Exercise prompt → Gather all lines from the material that contain "this".

Data extract →
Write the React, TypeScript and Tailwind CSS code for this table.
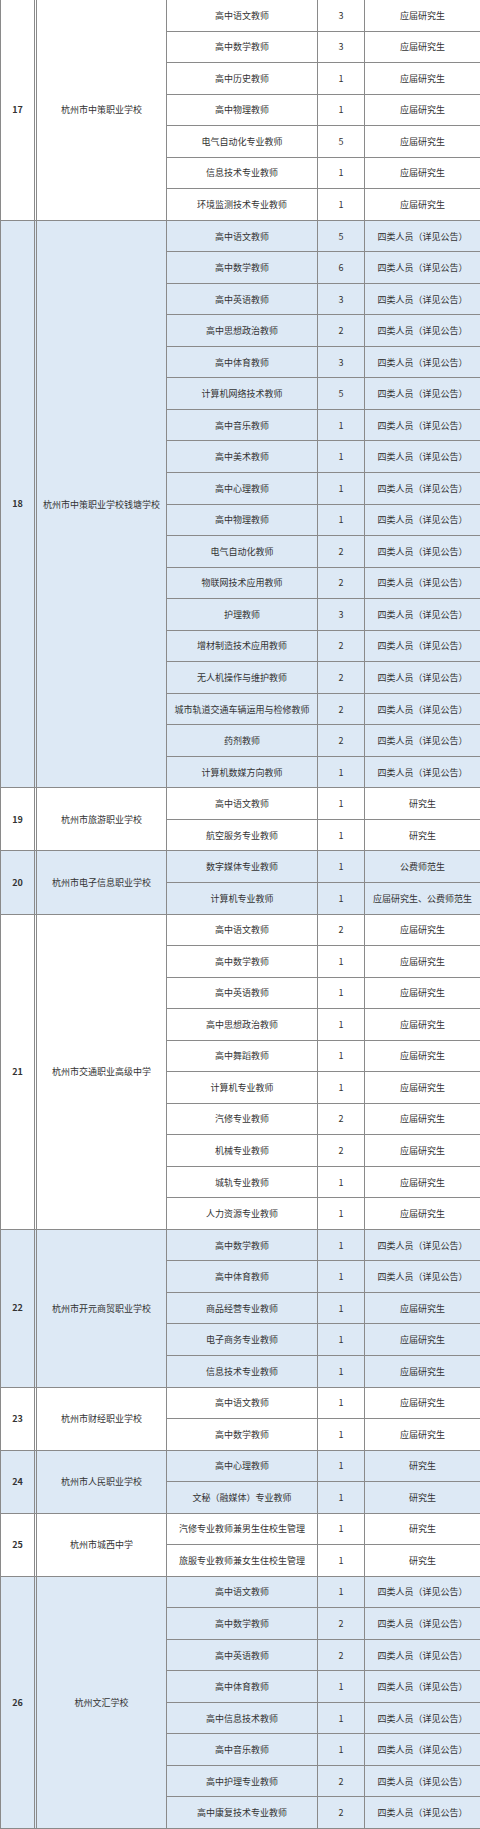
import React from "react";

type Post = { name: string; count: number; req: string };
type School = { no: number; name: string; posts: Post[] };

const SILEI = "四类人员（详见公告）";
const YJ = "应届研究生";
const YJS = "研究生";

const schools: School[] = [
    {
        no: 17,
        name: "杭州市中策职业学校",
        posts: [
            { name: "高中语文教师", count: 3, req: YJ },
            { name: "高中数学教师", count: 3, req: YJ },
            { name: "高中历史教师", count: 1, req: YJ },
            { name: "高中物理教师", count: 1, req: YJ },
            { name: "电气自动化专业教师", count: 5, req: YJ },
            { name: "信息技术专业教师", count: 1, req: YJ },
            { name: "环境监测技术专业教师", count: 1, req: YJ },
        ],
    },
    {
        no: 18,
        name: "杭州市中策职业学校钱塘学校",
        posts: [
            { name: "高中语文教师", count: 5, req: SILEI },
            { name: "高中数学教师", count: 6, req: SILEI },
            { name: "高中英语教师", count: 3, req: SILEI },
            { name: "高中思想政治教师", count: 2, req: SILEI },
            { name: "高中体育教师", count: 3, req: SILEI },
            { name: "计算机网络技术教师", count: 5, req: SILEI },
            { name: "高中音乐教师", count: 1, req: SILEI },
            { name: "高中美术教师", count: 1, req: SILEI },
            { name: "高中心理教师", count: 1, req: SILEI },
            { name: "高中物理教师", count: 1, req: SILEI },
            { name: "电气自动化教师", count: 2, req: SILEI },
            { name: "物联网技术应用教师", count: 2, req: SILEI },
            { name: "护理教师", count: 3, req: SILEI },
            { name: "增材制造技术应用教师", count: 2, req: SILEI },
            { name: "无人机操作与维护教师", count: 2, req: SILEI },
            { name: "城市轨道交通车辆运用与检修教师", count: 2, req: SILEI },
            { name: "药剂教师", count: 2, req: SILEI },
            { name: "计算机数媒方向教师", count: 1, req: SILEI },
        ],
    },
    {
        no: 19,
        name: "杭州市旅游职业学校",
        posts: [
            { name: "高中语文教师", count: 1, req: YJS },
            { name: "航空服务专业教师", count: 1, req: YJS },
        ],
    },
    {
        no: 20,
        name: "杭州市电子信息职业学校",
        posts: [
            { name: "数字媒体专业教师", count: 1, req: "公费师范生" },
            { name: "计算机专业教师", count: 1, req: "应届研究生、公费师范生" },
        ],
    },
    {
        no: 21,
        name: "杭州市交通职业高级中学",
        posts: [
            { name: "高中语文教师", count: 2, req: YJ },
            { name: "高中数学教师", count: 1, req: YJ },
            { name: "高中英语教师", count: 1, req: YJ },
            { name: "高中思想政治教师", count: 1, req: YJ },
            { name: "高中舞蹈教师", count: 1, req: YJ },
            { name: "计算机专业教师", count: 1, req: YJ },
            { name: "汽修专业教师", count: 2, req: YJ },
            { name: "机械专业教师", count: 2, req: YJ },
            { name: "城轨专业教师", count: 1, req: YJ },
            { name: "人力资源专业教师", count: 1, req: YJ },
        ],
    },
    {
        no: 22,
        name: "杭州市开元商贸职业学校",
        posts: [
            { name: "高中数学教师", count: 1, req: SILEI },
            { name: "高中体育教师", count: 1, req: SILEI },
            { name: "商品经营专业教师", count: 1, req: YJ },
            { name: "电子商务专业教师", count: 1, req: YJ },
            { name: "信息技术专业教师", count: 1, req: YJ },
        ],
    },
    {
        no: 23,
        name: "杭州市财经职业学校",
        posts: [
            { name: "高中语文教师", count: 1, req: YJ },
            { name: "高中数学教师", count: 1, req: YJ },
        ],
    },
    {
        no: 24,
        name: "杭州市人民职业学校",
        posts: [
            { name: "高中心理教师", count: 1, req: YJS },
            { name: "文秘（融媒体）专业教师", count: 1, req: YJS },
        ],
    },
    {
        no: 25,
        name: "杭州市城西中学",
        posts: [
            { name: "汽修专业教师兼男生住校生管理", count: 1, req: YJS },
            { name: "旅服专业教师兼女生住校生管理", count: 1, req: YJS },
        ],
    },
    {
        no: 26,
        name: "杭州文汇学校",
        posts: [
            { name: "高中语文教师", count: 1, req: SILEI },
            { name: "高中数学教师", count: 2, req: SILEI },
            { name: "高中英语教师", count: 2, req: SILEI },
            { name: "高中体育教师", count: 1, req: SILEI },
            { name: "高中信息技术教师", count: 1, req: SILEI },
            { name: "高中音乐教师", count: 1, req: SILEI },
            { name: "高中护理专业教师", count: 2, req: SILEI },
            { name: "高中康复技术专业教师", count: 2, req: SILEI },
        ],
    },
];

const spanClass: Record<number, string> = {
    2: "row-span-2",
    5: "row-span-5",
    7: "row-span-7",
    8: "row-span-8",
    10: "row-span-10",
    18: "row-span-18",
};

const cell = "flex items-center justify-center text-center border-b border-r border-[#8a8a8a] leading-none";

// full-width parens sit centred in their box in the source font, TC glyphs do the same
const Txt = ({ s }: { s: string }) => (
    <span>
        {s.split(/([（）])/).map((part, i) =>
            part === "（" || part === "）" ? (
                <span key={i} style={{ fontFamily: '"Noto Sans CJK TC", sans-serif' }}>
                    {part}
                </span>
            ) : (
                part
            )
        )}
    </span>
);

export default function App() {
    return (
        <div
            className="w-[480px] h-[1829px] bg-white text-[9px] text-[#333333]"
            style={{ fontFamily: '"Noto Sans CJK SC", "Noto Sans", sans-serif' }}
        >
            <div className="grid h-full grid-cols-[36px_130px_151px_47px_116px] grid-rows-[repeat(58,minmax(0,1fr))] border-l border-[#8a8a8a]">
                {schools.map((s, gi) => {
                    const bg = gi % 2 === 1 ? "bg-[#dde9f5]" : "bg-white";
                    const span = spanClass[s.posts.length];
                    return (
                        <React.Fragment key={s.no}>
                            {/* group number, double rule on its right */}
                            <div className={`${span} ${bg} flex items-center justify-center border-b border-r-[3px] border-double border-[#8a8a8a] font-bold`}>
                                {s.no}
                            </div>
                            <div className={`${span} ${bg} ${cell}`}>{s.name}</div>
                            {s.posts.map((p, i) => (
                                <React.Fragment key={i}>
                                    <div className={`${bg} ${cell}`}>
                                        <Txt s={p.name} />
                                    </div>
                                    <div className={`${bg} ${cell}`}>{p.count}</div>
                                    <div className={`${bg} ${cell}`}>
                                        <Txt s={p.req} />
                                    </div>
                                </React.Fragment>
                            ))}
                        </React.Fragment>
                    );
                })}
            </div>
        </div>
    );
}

--

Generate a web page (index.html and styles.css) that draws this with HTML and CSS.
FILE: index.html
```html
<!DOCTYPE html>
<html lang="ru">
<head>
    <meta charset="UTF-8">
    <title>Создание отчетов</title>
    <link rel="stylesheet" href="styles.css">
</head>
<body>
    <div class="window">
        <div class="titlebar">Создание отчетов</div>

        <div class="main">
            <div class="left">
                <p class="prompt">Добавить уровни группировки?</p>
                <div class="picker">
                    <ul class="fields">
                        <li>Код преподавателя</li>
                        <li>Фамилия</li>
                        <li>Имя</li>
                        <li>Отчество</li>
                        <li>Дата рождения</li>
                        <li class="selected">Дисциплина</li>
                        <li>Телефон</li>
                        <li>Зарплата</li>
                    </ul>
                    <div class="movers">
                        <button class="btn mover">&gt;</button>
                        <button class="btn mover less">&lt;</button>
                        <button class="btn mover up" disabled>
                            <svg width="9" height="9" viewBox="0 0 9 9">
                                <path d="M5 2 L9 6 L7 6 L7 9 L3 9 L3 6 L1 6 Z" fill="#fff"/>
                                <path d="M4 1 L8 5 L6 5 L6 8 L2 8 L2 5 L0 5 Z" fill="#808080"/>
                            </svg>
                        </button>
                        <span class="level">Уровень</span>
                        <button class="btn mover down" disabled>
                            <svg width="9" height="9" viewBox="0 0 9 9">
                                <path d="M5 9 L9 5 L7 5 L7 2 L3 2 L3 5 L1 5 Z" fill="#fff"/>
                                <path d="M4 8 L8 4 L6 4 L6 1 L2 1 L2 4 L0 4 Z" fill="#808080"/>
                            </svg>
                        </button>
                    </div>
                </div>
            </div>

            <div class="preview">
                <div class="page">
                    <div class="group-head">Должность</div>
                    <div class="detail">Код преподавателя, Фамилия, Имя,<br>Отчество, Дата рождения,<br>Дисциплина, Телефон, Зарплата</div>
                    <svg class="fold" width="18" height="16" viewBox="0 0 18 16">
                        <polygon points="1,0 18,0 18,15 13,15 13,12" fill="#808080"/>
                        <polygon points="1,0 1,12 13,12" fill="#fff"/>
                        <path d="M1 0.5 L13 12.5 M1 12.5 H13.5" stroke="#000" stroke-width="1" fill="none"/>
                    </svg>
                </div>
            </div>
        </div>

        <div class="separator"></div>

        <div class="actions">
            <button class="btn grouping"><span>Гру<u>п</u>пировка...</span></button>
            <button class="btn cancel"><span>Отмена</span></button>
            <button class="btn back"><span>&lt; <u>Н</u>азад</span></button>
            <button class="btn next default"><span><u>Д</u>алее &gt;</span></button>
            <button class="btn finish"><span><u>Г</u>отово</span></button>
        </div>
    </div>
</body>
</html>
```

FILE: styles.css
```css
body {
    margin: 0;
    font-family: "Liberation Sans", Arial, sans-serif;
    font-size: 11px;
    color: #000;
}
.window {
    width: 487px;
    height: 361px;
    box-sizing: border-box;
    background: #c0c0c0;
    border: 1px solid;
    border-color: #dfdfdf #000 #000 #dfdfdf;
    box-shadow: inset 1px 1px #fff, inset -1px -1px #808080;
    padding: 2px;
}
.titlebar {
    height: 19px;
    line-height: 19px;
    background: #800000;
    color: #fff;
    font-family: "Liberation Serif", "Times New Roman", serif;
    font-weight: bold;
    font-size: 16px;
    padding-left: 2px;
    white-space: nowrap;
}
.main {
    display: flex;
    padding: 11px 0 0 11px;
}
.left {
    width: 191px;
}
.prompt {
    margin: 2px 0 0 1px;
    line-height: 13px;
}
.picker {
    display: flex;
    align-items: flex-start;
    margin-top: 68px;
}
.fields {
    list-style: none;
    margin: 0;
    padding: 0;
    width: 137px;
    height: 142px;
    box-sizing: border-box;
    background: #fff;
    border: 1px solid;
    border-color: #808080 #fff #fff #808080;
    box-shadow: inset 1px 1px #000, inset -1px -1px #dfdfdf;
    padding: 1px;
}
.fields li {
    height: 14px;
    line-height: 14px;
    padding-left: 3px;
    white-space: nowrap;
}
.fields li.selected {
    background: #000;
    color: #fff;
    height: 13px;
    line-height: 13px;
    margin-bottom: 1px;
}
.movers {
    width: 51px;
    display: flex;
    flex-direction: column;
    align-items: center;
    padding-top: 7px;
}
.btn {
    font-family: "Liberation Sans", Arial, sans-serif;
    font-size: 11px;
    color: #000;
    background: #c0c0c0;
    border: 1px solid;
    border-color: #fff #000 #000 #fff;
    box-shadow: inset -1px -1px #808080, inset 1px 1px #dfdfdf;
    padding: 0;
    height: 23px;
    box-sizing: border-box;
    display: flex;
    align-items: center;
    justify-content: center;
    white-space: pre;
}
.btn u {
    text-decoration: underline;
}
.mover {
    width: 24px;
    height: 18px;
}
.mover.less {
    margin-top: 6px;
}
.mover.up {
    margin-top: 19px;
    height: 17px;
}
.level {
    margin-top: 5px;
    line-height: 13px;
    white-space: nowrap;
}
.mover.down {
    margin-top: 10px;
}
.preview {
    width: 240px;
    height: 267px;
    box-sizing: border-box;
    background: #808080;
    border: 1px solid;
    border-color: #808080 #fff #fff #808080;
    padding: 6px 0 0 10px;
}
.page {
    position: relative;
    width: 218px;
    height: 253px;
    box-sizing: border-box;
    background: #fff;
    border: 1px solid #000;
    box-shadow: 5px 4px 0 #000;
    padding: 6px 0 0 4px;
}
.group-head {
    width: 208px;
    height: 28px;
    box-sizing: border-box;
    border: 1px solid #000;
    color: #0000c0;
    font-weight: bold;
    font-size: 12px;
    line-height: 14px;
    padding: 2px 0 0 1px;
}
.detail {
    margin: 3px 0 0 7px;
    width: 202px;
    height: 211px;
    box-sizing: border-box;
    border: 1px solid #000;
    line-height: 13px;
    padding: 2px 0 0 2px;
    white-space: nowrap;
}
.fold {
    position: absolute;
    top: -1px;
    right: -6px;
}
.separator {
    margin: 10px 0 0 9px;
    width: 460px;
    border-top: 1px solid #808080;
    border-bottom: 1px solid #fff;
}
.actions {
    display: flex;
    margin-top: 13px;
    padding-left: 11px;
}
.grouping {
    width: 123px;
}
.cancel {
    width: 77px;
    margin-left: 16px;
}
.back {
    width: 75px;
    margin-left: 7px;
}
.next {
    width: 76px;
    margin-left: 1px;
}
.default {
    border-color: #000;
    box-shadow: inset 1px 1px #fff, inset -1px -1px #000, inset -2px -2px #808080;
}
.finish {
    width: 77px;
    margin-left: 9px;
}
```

Task response →
Write the React, TypeScript and Tailwind CSS code for this table.
Generate a web page (index.html and styles.css) that draws this with HTML and CSS.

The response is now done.